*Required task*: Transcribe the material word for word, but without the images.

*Information shown*:
%%
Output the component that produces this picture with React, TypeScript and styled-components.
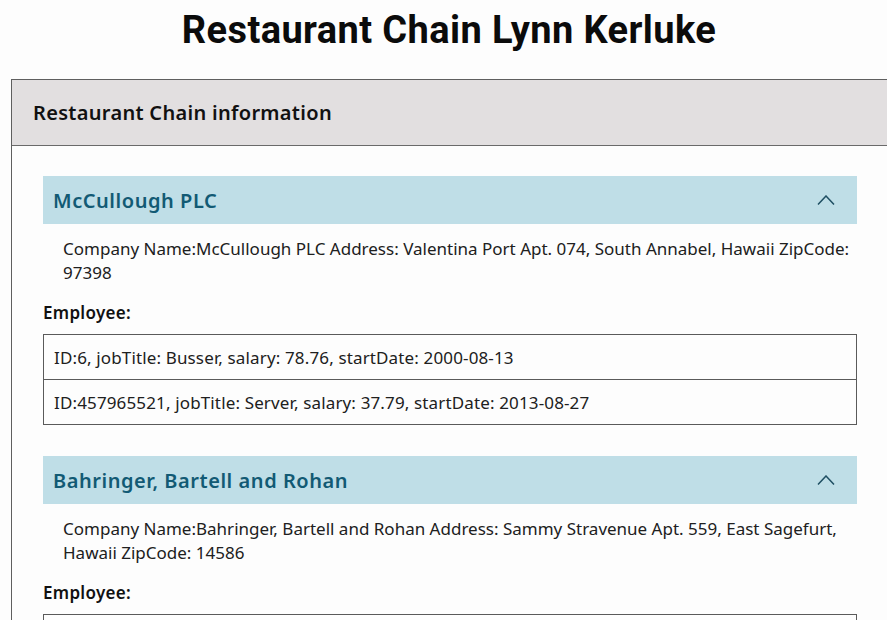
import React from "react";
import styled, { createGlobalStyle } from "styled-components";

const Global = createGlobalStyle`
  html, body { margin: 0; padding: 0; background: #fdfdfd; overflow: hidden; }
  body { font-family: "Noto Sans", "Liberation Sans", sans-serif; color: #1d1d1d; }
`;

const Page = styled.div`
  width: 887px;
  padding-left: 11px;
  box-sizing: border-box;
`;

const Title = styled.h1`
  margin: 0;
  height: 79px;
  padding-top: 8px;
  box-sizing: border-box;
  width: 876px;
  text-align: center;
  font-family: Roboto, "Liberation Sans", sans-serif;
  font-weight: 700;
  font-size: 38px;
  line-height: 44px;
  color: #0b0b0b;
  letter-spacing: 0.4px;
`;

const Card = styled.section`
  width: 878px;
  border: 1px solid #5f5f5f;
  box-sizing: border-box;
`;

const CardHeader = styled.div`
  height: 65px;
  background: #e2dfe0;
  border-bottom: 1px solid #6a6a6a;
  display: flex;
  align-items: center;
  padding-left: 21px;
  font-weight: 600;
  font-size: 20px;
  letter-spacing: 0.3px;
  color: #111;
`;

const CardBody = styled.div`
  padding: 30px 31px 0 31px;
  display: flex;
  flex-direction: column;
  gap: 31px;
`;

const Company = styled.div`
  display: flex;
  flex-direction: column;
`;

const AccHeader = styled.div`
  height: 48px;
  background: #bfdee7;
  display: flex;
  align-items: center;
  justify-content: space-between;
  padding: 0 22px 0 10px;
  font-size: 20px;
  font-weight: 600;
  letter-spacing: 0.55px;
  color: #125a74;
`;

const AccBody = styled.p`
  margin: 13px 0 0;
  padding: 0 0 0 20px;
  font-size: 17px;
  line-height: 24px;
  color: #202020;
  letter-spacing: 0;
`;

const Label = styled.div`
  margin-top: 16px;
  font-size: 17px;
  line-height: 24px;
  font-weight: 600;
  letter-spacing: 0.3px;
  color: #111;
`;

const List = styled.ul`
  list-style: none;
  margin: 9px 0 0;
  padding: 0;
`;

const Row = styled.li`
  height: 46px;
  border: 1px solid #5a5a5a;
  box-sizing: border-box;
  display: flex;
  align-items: center;
  padding-left: 10px;
  font-size: 17px;
  color: #202020;
  letter-spacing: 0.14px;
  & + & { border-top: none; height: 45px; }
`;

const Chevron = () => (
  <svg width="18" height="10" viewBox="0 0 18 10" fill="none">
    <polyline points="1,9.5 9,1 17,9.5" stroke="#1f4f63" strokeWidth="1.5" />
  </svg>
);

type Emp = { id: string; job: string; salary: string; date: string };
type Co = { name: string; address: string; zip: string; employees: Emp[] };

const companies: Co[] = [
  {
    name: "McCullough PLC",
    address: "Valentina Port Apt. 074, South Annabel, Hawaii",
    zip: "97398",
    employees: [
      { id: "6", job: "Busser", salary: "78.76", date: "2000-08-13" },
      { id: "457965521", job: "Server", salary: "37.79", date: "2013-08-27" },
    ],
  },
  {
    name: "Bahringer, Bartell and Rohan",
    address: "Sammy Stravenue Apt. 559, East Sagefurt, Hawaii",
    zip: "14586",
    employees: [
      { id: "12", job: "Host", salary: "41.20", date: "2005-02-11" },
    ],
  },
];

export default function App() {
  return (
    <Page>
      <Global />
      <Title>Restaurant Chain Lynn Kerluke</Title>
      <Card>
        <CardHeader>Restaurant Chain information</CardHeader>
        <CardBody>
          {companies.map((c) => (
            <Company key={c.name}>
              <AccHeader>
                <span>{c.name}</span>
                <Chevron />
              </AccHeader>
              <AccBody>
                Company Name:{c.name} Address: {c.address} ZipCode: {c.zip}
              </AccBody>
              <Label>Employee:</Label>
              <List>
                {c.employees.map((e) => (
                  <Row key={e.id}>
                    ID:{e.id}, jobTitle: {e.job}, salary: {e.salary}, startDate: {e.date}
                  </Row>
                ))}
              </List>
            </Company>
          ))}
        </CardBody>
      </Card>
    </Page>
  );
}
%%
*Exercise result*:
Output the component that produces this picture with React, TypeScript and styled-components.
import React from "react";
import styled, { createGlobalStyle } from "styled-components";

const Global = createGlobalStyle`
  html, body { margin: 0; padding: 0; background: #fdfdfd; overflow: hidden; }
  body { font-family: "Noto Sans", "Liberation Sans", sans-serif; color: #1d1d1d; }
`;

const Page = styled.div`
  width: 887px;
  padding-left: 11px;
  box-sizing: border-box;
`;

const Title = styled.h1`
  margin: 0;
  height: 79px;
  padding-top: 8px;
  box-sizing: border-box;
  width: 876px;
  text-align: center;
  font-family: Roboto, "Liberation Sans", sans-serif;
  font-weight: 700;
  font-size: 38px;
  line-height: 44px;
  color: #0b0b0b;
  letter-spacing: 0.4px;
`;

const Card = styled.section`
  width: 878px;
  border: 1px solid #5f5f5f;
  box-sizing: border-box;
`;

const CardHeader = styled.div`
  height: 65px;
  background: #e2dfe0;
  border-bottom: 1px solid #6a6a6a;
  display: flex;
  align-items: center;
  padding-left: 21px;
  font-weight: 600;
  font-size: 20px;
  letter-spacing: 0.3px;
  color: #111;
`;

const CardBody = styled.div`
  padding: 30px 31px 0 31px;
  display: flex;
  flex-direction: column;
  gap: 31px;
`;

const Company = styled.div`
  display: flex;
  flex-direction: column;
`;

const AccHeader = styled.div`
  height: 48px;
  background: #bfdee7;
  display: flex;
  align-items: center;
  justify-content: space-between;
  padding: 0 22px 0 10px;
  font-size: 20px;
  font-weight: 600;
  letter-spacing: 0.55px;
  color: #125a74;
`;

const AccBody = styled.p`
  margin: 13px 0 0;
  padding: 0 0 0 20px;
  font-size: 17px;
  line-height: 24px;
  color: #202020;
  letter-spacing: 0;
`;

const Label = styled.div`
  margin-top: 16px;
  font-size: 17px;
  line-height: 24px;
  font-weight: 600;
  letter-spacing: 0.3px;
  color: #111;
`;

const List = styled.ul`
  list-style: none;
  margin: 9px 0 0;
  padding: 0;
`;

const Row = styled.li`
  height: 46px;
  border: 1px solid #5a5a5a;
  box-sizing: border-box;
  display: flex;
  align-items: center;
  padding-left: 10px;
  font-size: 17px;
  color: #202020;
  letter-spacing: 0.14px;
  & + & { border-top: none; height: 45px; }
`;

const Chevron = () => (
  <svg width="18" height="10" viewBox="0 0 18 10" fill="none">
    <polyline points="1,9.5 9,1 17,9.5" stroke="#1f4f63" strokeWidth="1.5" />
  </svg>
);

type Emp = { id: string; job: string; salary: string; date: string };
type Co = { name: string; address: string; zip: string; employees: Emp[] };

const companies: Co[] = [
  {
    name: "McCullough PLC",
    address: "Valentina Port Apt. 074, South Annabel, Hawaii",
    zip: "97398",
    employees: [
      { id: "6", job: "Busser", salary: "78.76", date: "2000-08-13" },
      { id: "457965521", job: "Server", salary: "37.79", date: "2013-08-27" },
    ],
  },
  {
    name: "Bahringer, Bartell and Rohan",
    address: "Sammy Stravenue Apt. 559, East Sagefurt, Hawaii",
    zip: "14586",
    employees: [
      { id: "12", job: "Host", salary: "41.20", date: "2005-02-11" },
    ],
  },
];

export default function App() {
  return (
    <Page>
      <Global />
      <Title>Restaurant Chain Lynn Kerluke</Title>
      <Card>
        <CardHeader>Restaurant Chain information</CardHeader>
        <CardBody>
          {companies.map((c) => (
            <Company key={c.name}>
              <AccHeader>
                <span>{c.name}</span>
                <Chevron />
              </AccHeader>
              <AccBody>
                Company Name:{c.name} Address: {c.address} ZipCode: {c.zip}
              </AccBody>
              <Label>Employee:</Label>
              <List>
                {c.employees.map((e) => (
                  <Row key={e.id}>
                    ID:{e.id}, jobTitle: {e.job}, salary: {e.salary}, startDate: {e.date}
                  </Row>
                ))}
              </List>
            </Company>
          ))}
        </CardBody>
      </Card>
    </Page>
  );
}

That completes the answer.